Well, the church had this sign out in front of the property with these letters that had to be changed in order to put small, short sayings up on this sign, the church sign out on the road in front of the church campus. And it became my job to put those signs up, to change the sign. The pastor always decided what went up there, whether it was a short saying or it was some verse from the Scriptures or whatever. And it was my job to get this long pole with a suction cup on the end and reach up and get the old ladders and get them on the ground and lay out the new letters and then put them up on this sign as they were supposed to be arranged.

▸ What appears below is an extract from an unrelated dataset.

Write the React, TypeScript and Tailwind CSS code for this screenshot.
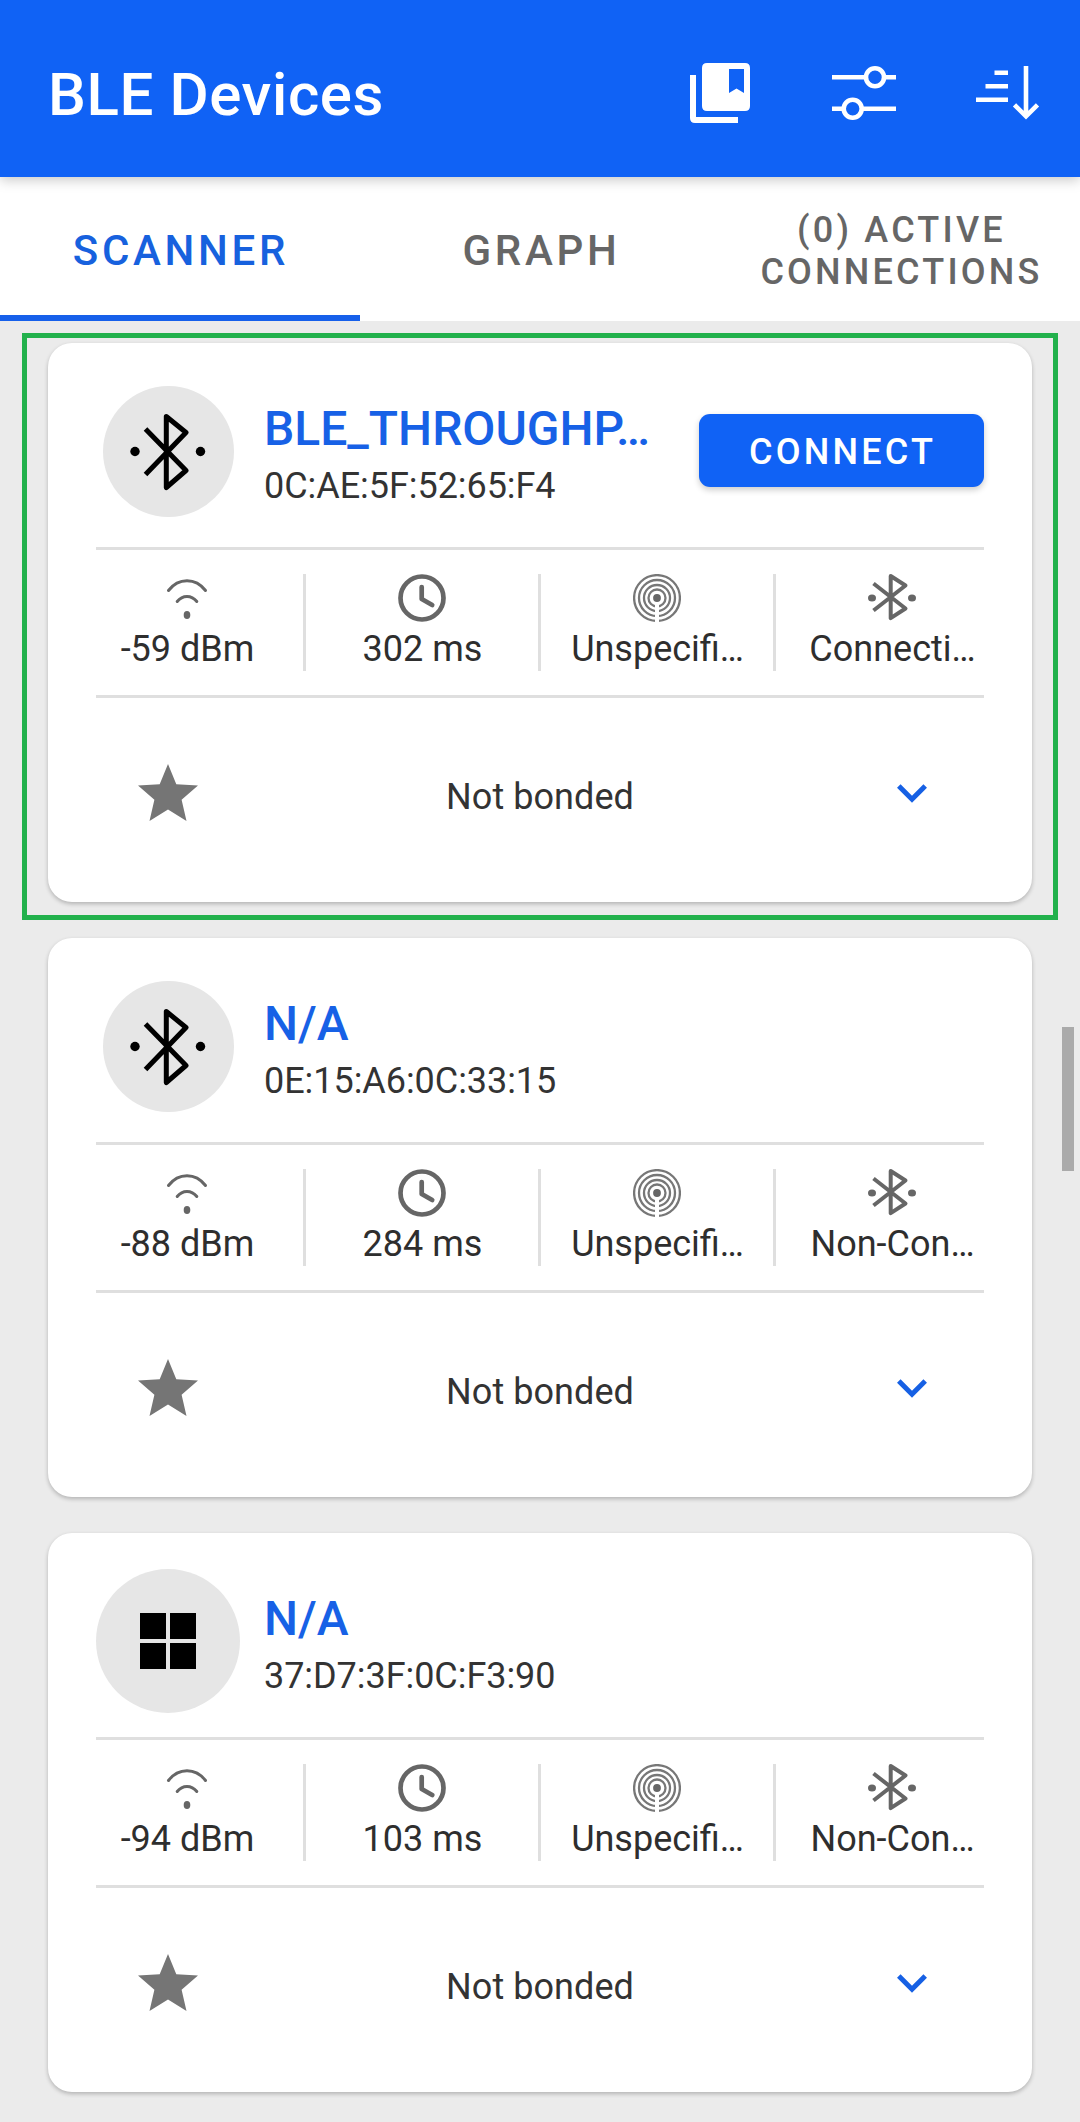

Well, I did that all the months, years that I had that job. But I do remember like it was yesterday, one saying that the pastor wanted me to put up on that sign. Of all the things I did across all those times, all the posted sayings on that sign, this is the one that stands out for me. It was the question, “If you don’t feel close to God, guess who moved?”

If you’re not manifesting the fruit of the Spirit, why not?

That’s the question and the invitation of God.